• What you should do: Return each line of the listing below, unchanged, and omit the images.

[Source material start]

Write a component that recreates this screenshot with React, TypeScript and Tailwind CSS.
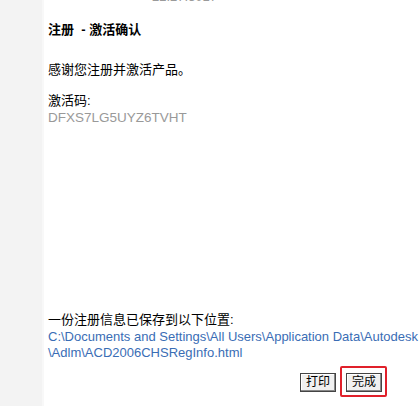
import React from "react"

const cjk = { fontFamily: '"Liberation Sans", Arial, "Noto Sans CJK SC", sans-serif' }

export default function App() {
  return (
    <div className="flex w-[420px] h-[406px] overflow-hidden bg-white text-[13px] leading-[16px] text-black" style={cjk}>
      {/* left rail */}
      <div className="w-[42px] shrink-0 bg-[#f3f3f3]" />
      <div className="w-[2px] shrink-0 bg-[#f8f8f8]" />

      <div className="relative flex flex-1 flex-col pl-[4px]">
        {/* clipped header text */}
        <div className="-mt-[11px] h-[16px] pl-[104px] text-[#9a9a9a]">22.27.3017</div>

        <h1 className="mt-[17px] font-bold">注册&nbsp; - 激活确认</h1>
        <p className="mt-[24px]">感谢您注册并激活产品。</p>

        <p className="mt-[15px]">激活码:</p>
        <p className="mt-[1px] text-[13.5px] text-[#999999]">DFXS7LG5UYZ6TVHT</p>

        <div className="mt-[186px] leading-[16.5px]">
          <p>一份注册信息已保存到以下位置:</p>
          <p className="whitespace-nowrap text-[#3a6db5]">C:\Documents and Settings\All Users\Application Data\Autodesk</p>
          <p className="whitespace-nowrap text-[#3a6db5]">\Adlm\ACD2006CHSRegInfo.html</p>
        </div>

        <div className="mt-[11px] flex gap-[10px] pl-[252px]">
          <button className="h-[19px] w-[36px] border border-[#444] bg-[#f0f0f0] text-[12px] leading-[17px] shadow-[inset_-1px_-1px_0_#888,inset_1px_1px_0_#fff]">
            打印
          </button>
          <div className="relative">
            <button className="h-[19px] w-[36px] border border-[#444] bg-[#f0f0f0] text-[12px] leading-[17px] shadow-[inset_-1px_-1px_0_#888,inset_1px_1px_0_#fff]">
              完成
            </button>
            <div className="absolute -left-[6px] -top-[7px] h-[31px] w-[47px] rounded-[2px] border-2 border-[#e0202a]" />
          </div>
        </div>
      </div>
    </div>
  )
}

[Source material end]

• Result for this exercise:
Write a component that recreates this screenshot with React, TypeScript and Tailwind CSS.
import React from "react"

const cjk = { fontFamily: '"Liberation Sans", Arial, "Noto Sans CJK SC", sans-serif' }

export default function App() {
  return (
    <div className="flex w-[420px] h-[406px] overflow-hidden bg-white text-[13px] leading-[16px] text-black" style={cjk}>
      {/* left rail */}
      <div className="w-[42px] shrink-0 bg-[#f3f3f3]" />
      <div className="w-[2px] shrink-0 bg-[#f8f8f8]" />

      <div className="relative flex flex-1 flex-col pl-[4px]">
        {/* clipped header text */}
        <div className="-mt-[11px] h-[16px] pl-[104px] text-[#9a9a9a]">22.27.3017</div>

        <h1 className="mt-[17px] font-bold">注册&nbsp; - 激活确认</h1>
        <p className="mt-[24px]">感谢您注册并激活产品。</p>

        <p className="mt-[15px]">激活码:</p>
        <p className="mt-[1px] text-[13.5px] text-[#999999]">DFXS7LG5UYZ6TVHT</p>

        <div className="mt-[186px] leading-[16.5px]">
          <p>一份注册信息已保存到以下位置:</p>
          <p className="whitespace-nowrap text-[#3a6db5]">C:\Documents and Settings\All Users\Application Data\Autodesk</p>
          <p className="whitespace-nowrap text-[#3a6db5]">\Adlm\ACD2006CHSRegInfo.html</p>
        </div>

        <div className="mt-[11px] flex gap-[10px] pl-[252px]">
          <button className="h-[19px] w-[36px] border border-[#444] bg-[#f0f0f0] text-[12px] leading-[17px] shadow-[inset_-1px_-1px_0_#888,inset_1px_1px_0_#fff]">
            打印
          </button>
          <div className="relative">
            <button className="h-[19px] w-[36px] border border-[#444] bg-[#f0f0f0] text-[12px] leading-[17px] shadow-[inset_-1px_-1px_0_#888,inset_1px_1px_0_#fff]">
              完成
            </button>
            <div className="absolute -left-[6px] -top-[7px] h-[31px] w-[47px] rounded-[2px] border-2 border-[#e0202a]" />
          </div>
        </div>
      </div>
    </div>
  )
}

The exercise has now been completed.